É certo que nenhuma atividade pode ser infensa à regulação (FREITAS, 2020) e essa necessidade inclusive já foi reconhecida desde a mais alta corte da Justiça do Trabalho brasileira (BRASIL, 2020) até o editorial do Financial Times (2020). O desafio agora é como dar um primeiro passo nessa direção. Hoje, um dos maiores problemas por trás dessa relação jurídica trilateral situa-se na ausência de transparência em relação às condições contratuais ditadas e alteráveis unilateralmente pelas empresas proprietárias das plataformas, já que apenas elas são detentoras dos dados com os quais são traçadas as suas políticas de funcionamento e as técnicas de gestão conhecidas como gerenciamento por métricas (CHOUDARY, 2018).
Critérios obscuros para fixar preços – com base no nível de satisfação do cliente ou o fato desse contar com um celular pouca bateria (ROSEMBLAT E CALO, 2017) – ou para condicionar a permanência do trabalhador na plataforma, como taxas mínimas de aceitação e cancelamento, interações bem sucedidas por unidade de tempo ou reputação (CHOUDARY,2018) são práticas aceitáveis desde que sejam devidamente esclarecidas e não utilizadas de forma velada, sem que as pessoas saibam que há algoritmos ditando as suas escolhas.
Muitos têm sido os debates em torno da classificação correta dos trabalhadores como empregados, autônomos, autônomos economicamente dependentes ou mesmo intermitentes e há também diversos projetos de lei aprovados ou em discussão nos Estados Unidos, na América do Sul ou no Brasil, nos quais se especificam direitos trabalhistas que devem ser aplicáveis aos trabalhadores.
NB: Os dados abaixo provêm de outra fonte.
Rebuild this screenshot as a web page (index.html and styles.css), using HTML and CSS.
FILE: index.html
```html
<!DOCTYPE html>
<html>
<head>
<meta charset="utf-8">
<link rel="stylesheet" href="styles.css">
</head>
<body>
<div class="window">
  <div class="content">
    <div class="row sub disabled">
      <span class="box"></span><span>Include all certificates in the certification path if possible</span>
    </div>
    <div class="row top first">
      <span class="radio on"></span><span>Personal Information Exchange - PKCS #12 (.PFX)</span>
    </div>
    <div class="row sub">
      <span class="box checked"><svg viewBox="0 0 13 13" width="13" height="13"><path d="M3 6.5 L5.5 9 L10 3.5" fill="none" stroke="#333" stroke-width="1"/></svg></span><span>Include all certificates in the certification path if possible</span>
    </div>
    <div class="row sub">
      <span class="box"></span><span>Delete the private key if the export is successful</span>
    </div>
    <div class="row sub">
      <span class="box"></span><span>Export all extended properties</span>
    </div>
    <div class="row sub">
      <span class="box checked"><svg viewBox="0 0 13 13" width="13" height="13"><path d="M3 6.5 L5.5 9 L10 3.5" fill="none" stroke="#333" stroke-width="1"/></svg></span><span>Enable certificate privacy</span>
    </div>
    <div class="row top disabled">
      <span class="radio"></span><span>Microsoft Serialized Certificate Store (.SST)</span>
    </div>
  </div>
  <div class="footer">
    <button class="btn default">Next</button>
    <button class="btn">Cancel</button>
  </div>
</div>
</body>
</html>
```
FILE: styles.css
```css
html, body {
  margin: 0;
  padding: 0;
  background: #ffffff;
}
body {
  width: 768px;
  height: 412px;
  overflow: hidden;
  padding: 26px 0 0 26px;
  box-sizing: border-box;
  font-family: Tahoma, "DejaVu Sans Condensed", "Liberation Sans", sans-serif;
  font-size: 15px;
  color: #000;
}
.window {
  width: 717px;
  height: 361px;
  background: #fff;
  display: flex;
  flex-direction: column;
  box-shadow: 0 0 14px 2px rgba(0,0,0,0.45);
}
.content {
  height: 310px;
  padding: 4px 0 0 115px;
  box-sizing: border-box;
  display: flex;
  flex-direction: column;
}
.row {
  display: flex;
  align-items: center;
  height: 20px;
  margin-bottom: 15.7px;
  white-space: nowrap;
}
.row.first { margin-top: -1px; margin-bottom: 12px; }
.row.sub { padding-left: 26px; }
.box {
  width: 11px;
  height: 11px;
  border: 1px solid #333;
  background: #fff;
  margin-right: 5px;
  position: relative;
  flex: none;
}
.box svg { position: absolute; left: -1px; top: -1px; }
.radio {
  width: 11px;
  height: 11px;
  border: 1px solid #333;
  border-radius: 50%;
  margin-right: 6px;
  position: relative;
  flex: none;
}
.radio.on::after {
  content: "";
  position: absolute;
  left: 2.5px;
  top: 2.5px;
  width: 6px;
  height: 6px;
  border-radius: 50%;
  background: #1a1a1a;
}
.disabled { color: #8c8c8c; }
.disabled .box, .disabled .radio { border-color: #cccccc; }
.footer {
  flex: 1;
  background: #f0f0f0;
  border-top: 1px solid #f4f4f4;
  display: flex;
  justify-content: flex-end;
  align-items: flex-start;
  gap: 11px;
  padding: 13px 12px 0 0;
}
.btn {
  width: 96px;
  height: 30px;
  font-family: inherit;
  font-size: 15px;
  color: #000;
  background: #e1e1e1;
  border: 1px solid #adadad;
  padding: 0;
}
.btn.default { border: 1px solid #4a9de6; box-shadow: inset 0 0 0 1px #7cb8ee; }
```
Exemplo disso foi a recente discussão na Califórnia, a respeito da Proposta 22, aprovada em dia 3 de novembro para que as plataformas sejam excluídas do âmbito de aplicação da AB 5, reconhecendo alguns benefícios aos trabalhadores, porém sem o reconhecimento da condição de empregados (CALIFORNIA STATE, 2020).
No Brasil, do mesmo modo, apenas em 2020, foram apresentadas mais de 36 propostas legislativas, as quais se somaram a outras de 2018 e 2019, totalizando mais de 60 projetos de lei sobre o assunto (DIAP, 2020). Esses debates legislativos são importantes, mas, para além da discussão do vínculo empregatício, é importante esclarecer como a legislação deve incidir em outros domínios, tais como o regime de responsabilidade, a proteção dos participantes, os impactos no mercado laboral e as obrigações fiscais, que inclusive foram citados no documento “Uma agenda europeia para a economia colaborativa” (UNIÃO EUROPEIA, 2017) e que terão implicações no direito concorrencial, tributário e social.
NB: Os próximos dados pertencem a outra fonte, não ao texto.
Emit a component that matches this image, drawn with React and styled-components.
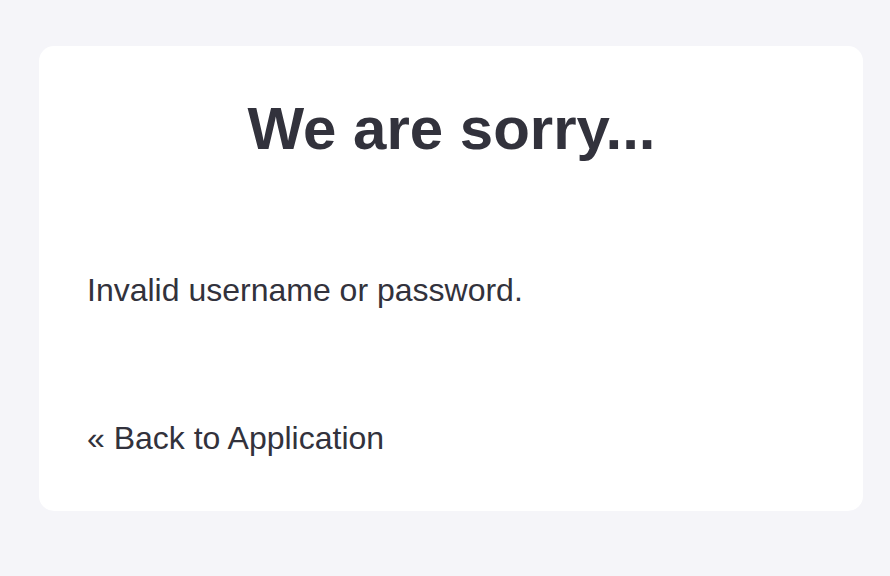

Referências Bibliográficas
* BRASIL. Tribunal Superior do Trabalho, 4ª Turma, Recurso de Revista n° TST-AIRR-10575- 88.2019.5.03.0003, rel. Alexandre Ramos, DJE 10.09.2020. CALIFORNIA STATE. Proposition 22, App-based drivers as contractors and labor policies initiative. 2020. Disponível em: https://ballotpedia.org/California_Proposition_22,_AppBased_Drivers_as_Contractors_and_Labor_Policies_Initiative_(2020). Acesso em 08 dez. 2020. CHOUDARY, S. P. The Architecture of digital labour platforms: policy recommendations on platform design for worker well-being. International Labour Office, 2018.
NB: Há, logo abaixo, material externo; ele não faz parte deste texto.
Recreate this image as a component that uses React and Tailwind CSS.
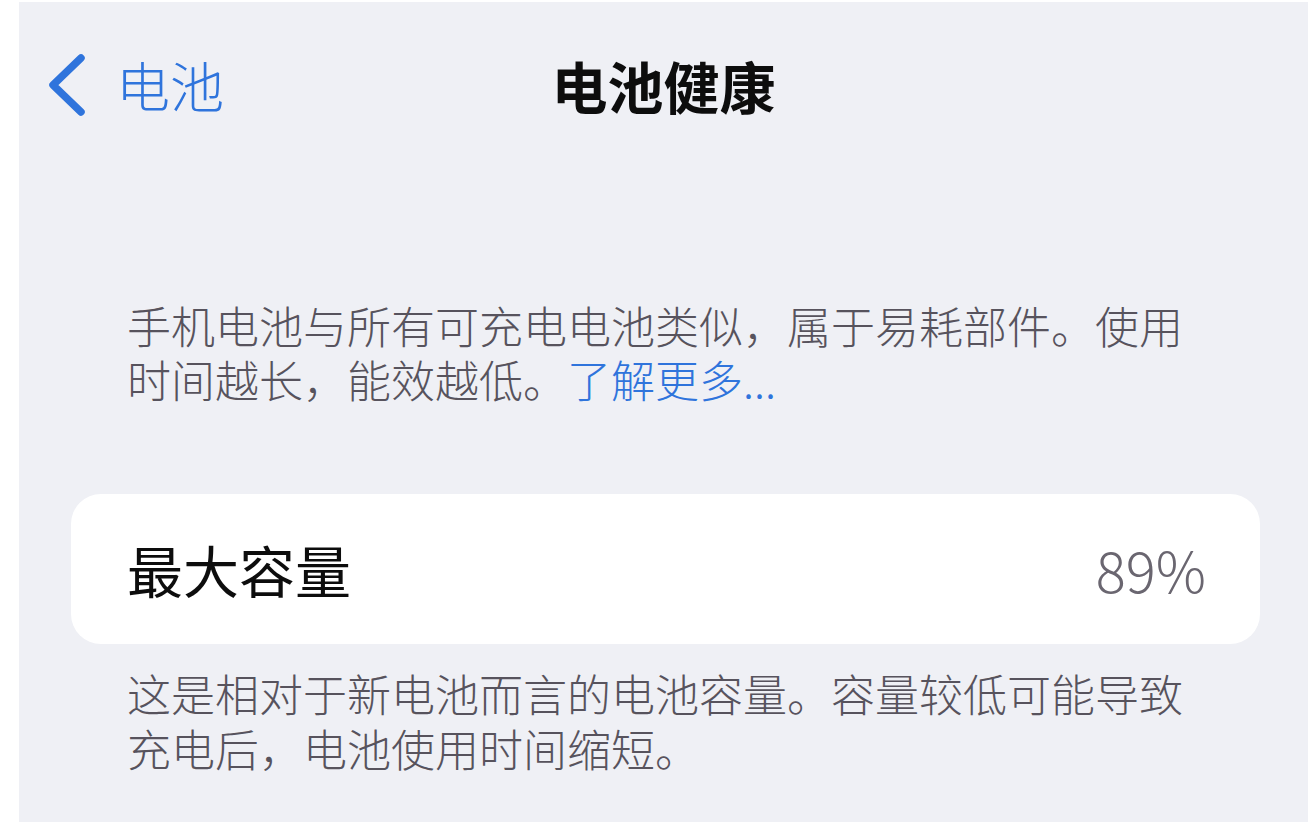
import React from "react";

const font = { fontFamily: '"Noto Sans CJK SC", "Noto Sans", sans-serif' };

const BackChevron = () => (
  <svg width="38" height="64" viewBox="0 0 38 64" fill="none">
    <path
      d="M33 5 L5 32 L33 59"
      stroke="#2f74dc"
      strokeWidth="7.5"
      strokeLinecap="round"
      strokeLinejoin="round"
    />
  </svg>
);

export default function App() {
  return (
    <div className="w-[1310px] h-[824px] bg-white overflow-hidden" style={font}>
      <div className="ml-[19px] mt-[2px] w-[1289px] h-[820px] bg-[#eff0f5] flex flex-col">
        {/* Nav bar */}
        <div className="grid grid-cols-[1fr_auto_1fr] items-center h-[166px]">
          <div className="flex items-center pl-[29px] gap-[30px]">
            <BackChevron />
            <span className="text-[54px] leading-none font-light text-[#2f74dc]">电池</span>
          </div>
          <h1 className="text-[56px] leading-none font-bold text-[#0d0d0d]">电池健康</h1>
          <div />
        </div>

        {/* Intro text */}
        <p className="mt-[130px] ml-[108px] w-[1080px] text-[44px] leading-[54px] font-light text-[#57535d]">
          手机电池与所有可充电电池类似，属于易耗部件。使用时间越长，能效越低。
          <span className="text-[#2f74dc]">了解更多...</span>
        </p>

        {/* Capacity card */}
        <div className="mt-[88px] ml-[52px] w-[1189px] h-[150px] bg-white rounded-[30px] flex items-center justify-between pl-[56px] pr-[54px]">
          <span className="text-[56px] leading-none font-normal text-[#0d0d0d]">最大容量</span>
          <span className="text-[56px] leading-none font-light text-[#6a6670]">89%</span>
        </div>

        {/* Footer text */}
        <p className="mt-[22px] ml-[108px] w-[1080px] text-[44px] leading-[55px] font-light text-[#57535d]">
          这是相对于新电池而言的电池容量。容量较低可能导致充电后，电池使用时间缩短。
        </p>
      </div>
    </div>
  );
}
* DEPARTAMENTO INTERSINDICAL DE ASSESSORIA PARLAMENTAR. Trabalhadores em aplicativos e a a regulamentação de direitos. Jul. 2020. Disponível em: https://www.diap.org.br/index.php/noticias/agencia-diap/89927-trabalhadores-em-aplicativose-a-regulamentacao-de-direitos-no-congresso-nacional. Acesso em 08. Dez. 2020.
* DE STEFANO, V. The rise of the “just-in-time work-force”: on-demand work, crowdwork and labour protection in the “gig-economy”. Conditions of work and employment series, n. 71, 2016.
* DUARTE, R. R. F. A segurança jurídica no Direito e Processo do Trabalho. Rio de Janeiro: Lumen Juris, 2020.
* FINANCIAL TIMES. Uber and Lyft should treat drivers as employees. Ago. 2020. Disponível em: https://www.ft.com/content/8adf4de7-90e9-4304-aa6e-71d652946e80. Acesso em 08 dez. 2020.
* FREITAS JUNIOR, Antonio Rodrigues; On demand: trabalho sob demanda em plataformas digitais. Belo Horizonte: Arraes, 2020.
* GREENHOUSE, S. Beaten down, worked up. The past, present and future of american labor. New York: Alfred A. Knopf, 2019.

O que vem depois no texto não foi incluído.